Define your criteria for excellence – You’ll have an easier time getting assessors to discuss artistic merit if you define it. Last year, I served on the jury of Canada’s Jules Léger Prize (sort of a Canadian Pulitzer for chamber music). There were two other jurors on the panel, and we spent a week judging applicants anonymously over the course of five elimination rounds. When we got down to the final set, it became impossible to say one piece was “better” than the others. They were all great pieces and masterfully crafted. So we turned to the prize’s mandate: “To support groundbreaking musical creation [and] risk taking.” We tallied up groundbreakingness and riskiness across a number of artistic dimensions—form, materials, instrumentation, phrasing, etcetera—and that eventually led us to the winner without any type of professional awkwardness.

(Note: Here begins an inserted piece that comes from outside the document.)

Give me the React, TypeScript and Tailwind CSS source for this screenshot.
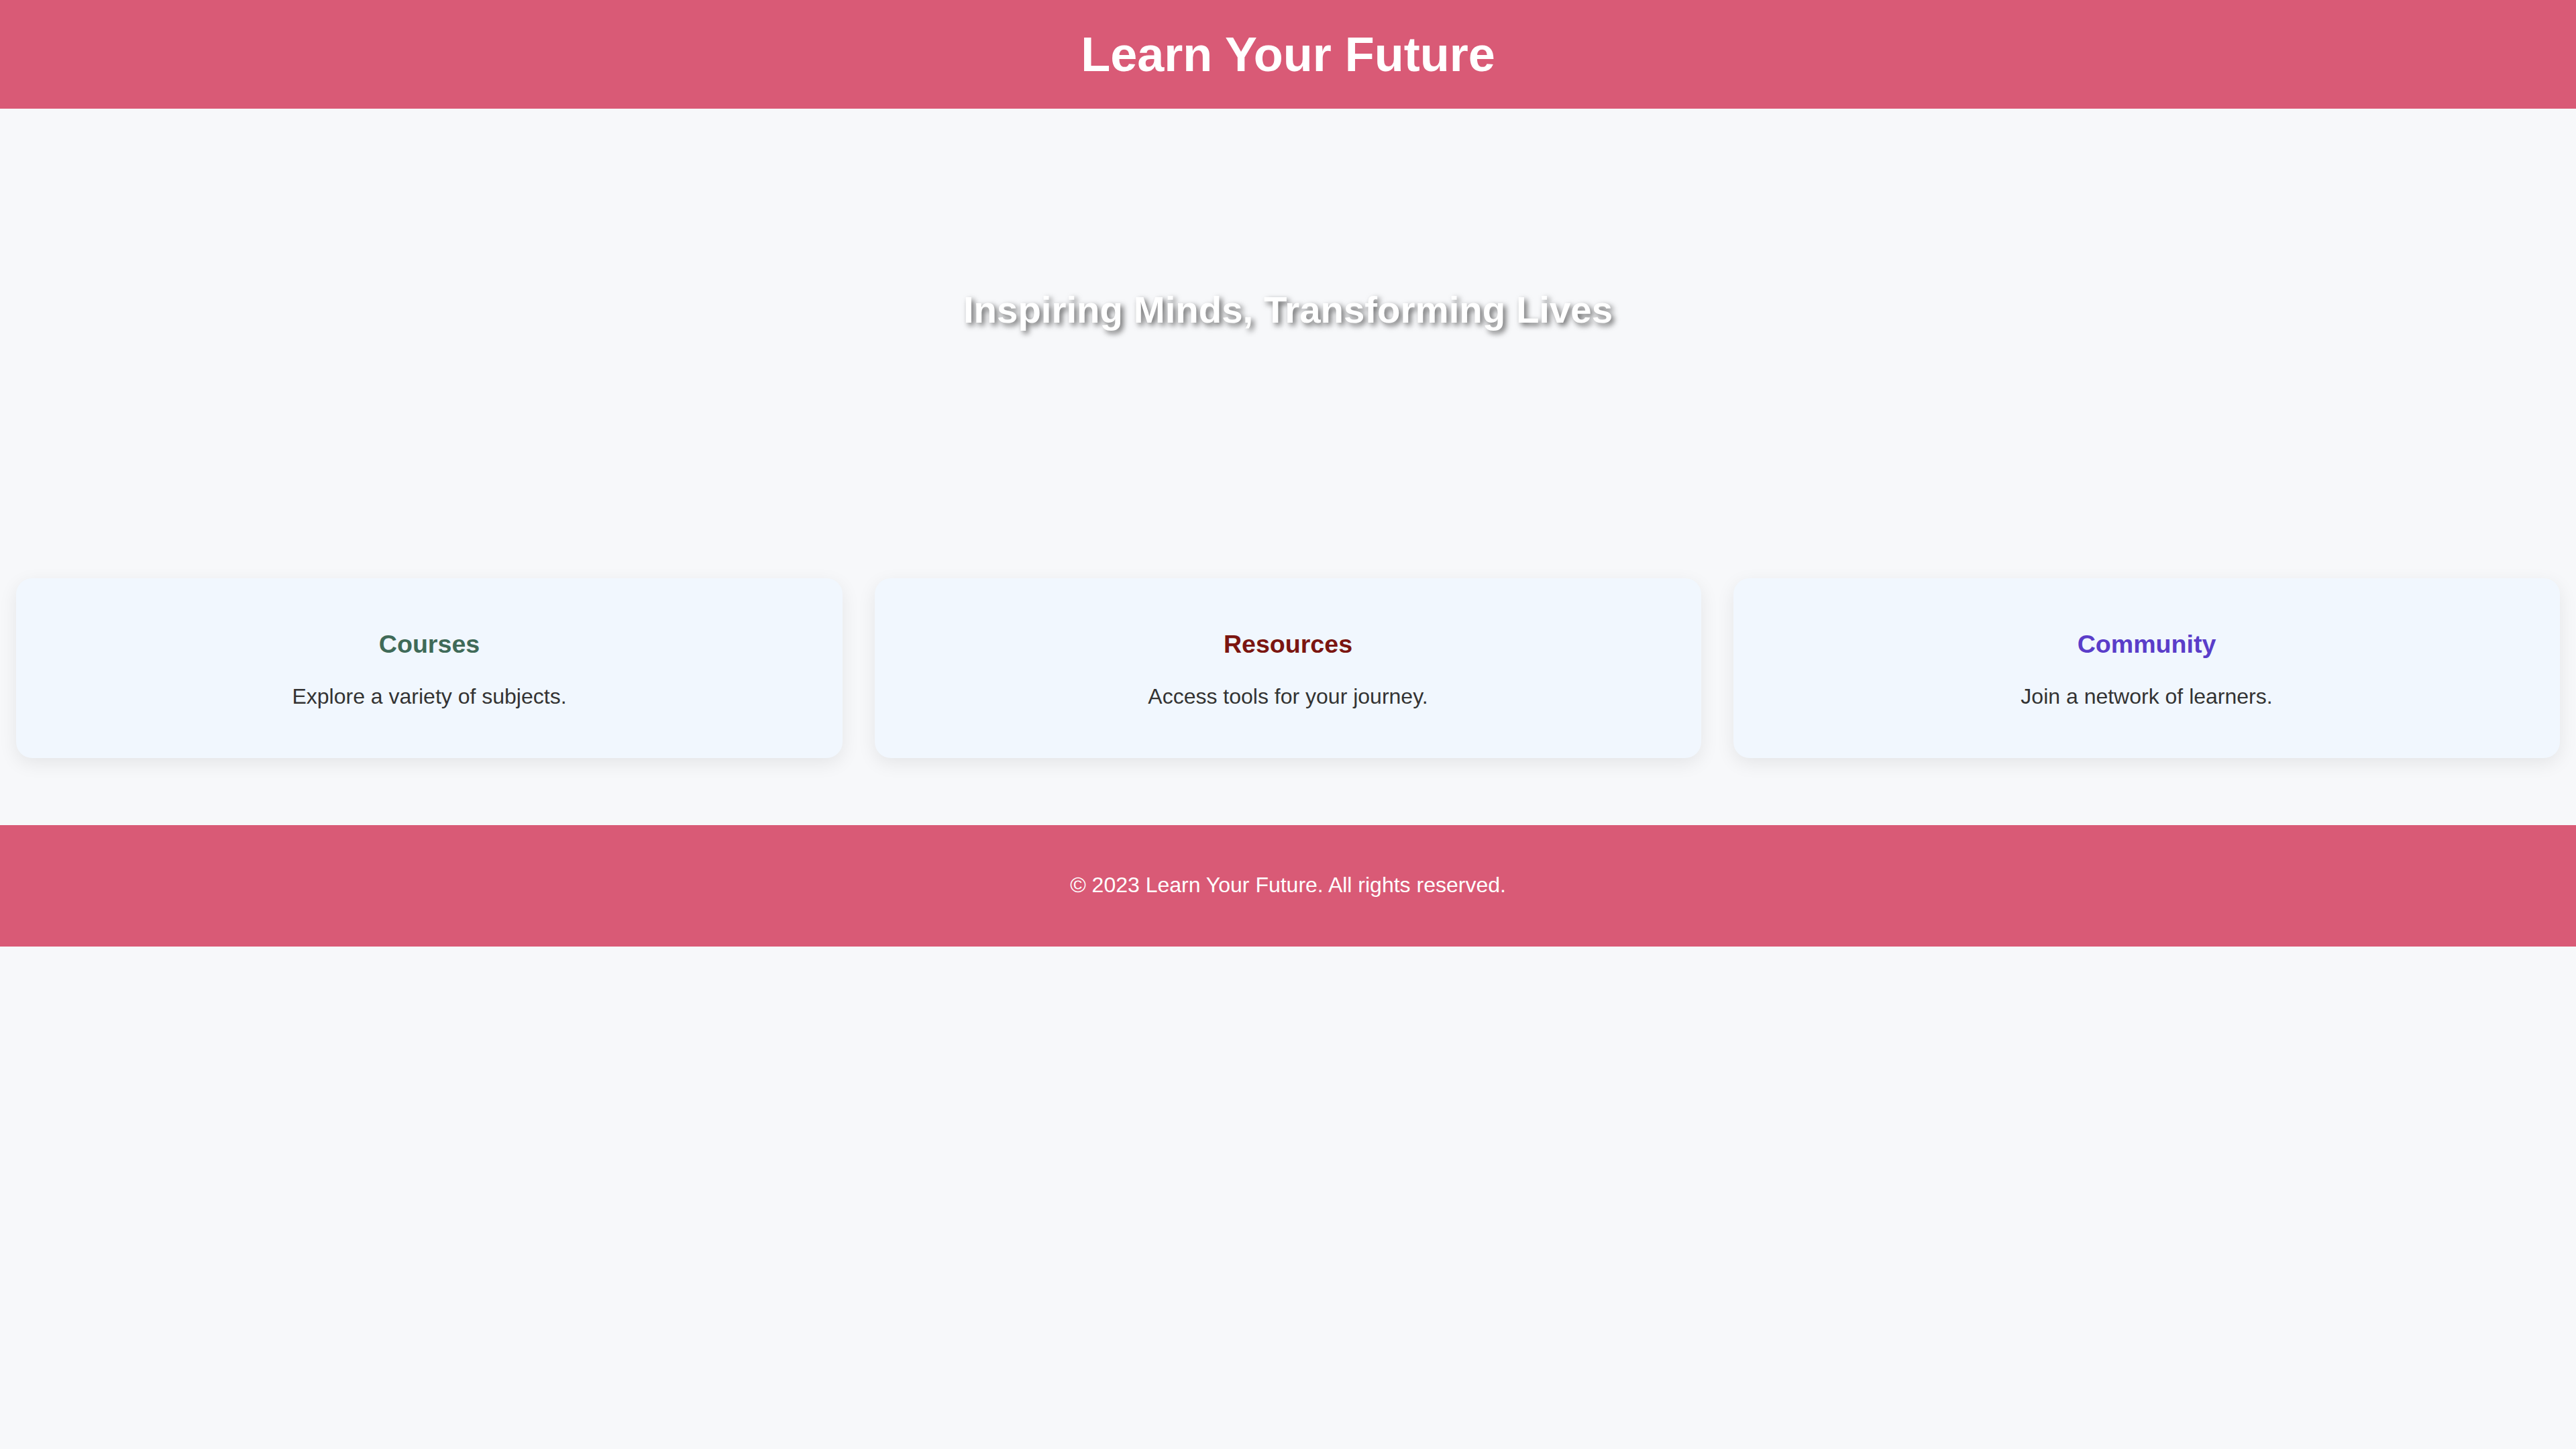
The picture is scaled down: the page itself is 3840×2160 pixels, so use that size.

Trust your applicants – Instead of judging applicants by their marketing plans, look at their track records, then trust that they’ll figure the rest out. As Leo Lacocca said, “I hire people brighter than me and then I get out of their way.” Likewise, artists and arts organizations who have managed to get stuff done in the past will probably do so again in the future. If it’s a fantastic-sounding project and the logistical elements aren’t totally nonsensical, then just go for it.
Adopt a matchmaking role – If you receive exciting arts projects that seem a bit weak on the logistical end, consider pairing those applicants with presenters. Instead of waiting for the perfect applicant to come around, you can actively foster the collaborations that will advance your mandate. Taking this idea further, you could have two sets of calls: one for artists/creators and one of producers/presenters, each evaluated on their own terms. Then make introductions between likely pairs, stipulating the conditions under which you’d be willing to fund a joint project, and hand out your cash first-come-first-served to the pairs that respond. You probably wouldn’t want to make this your sole funding model, but it would be a valuable way to connect the dots between groups that have symbiotic needs but that aren’t yet aware of each other.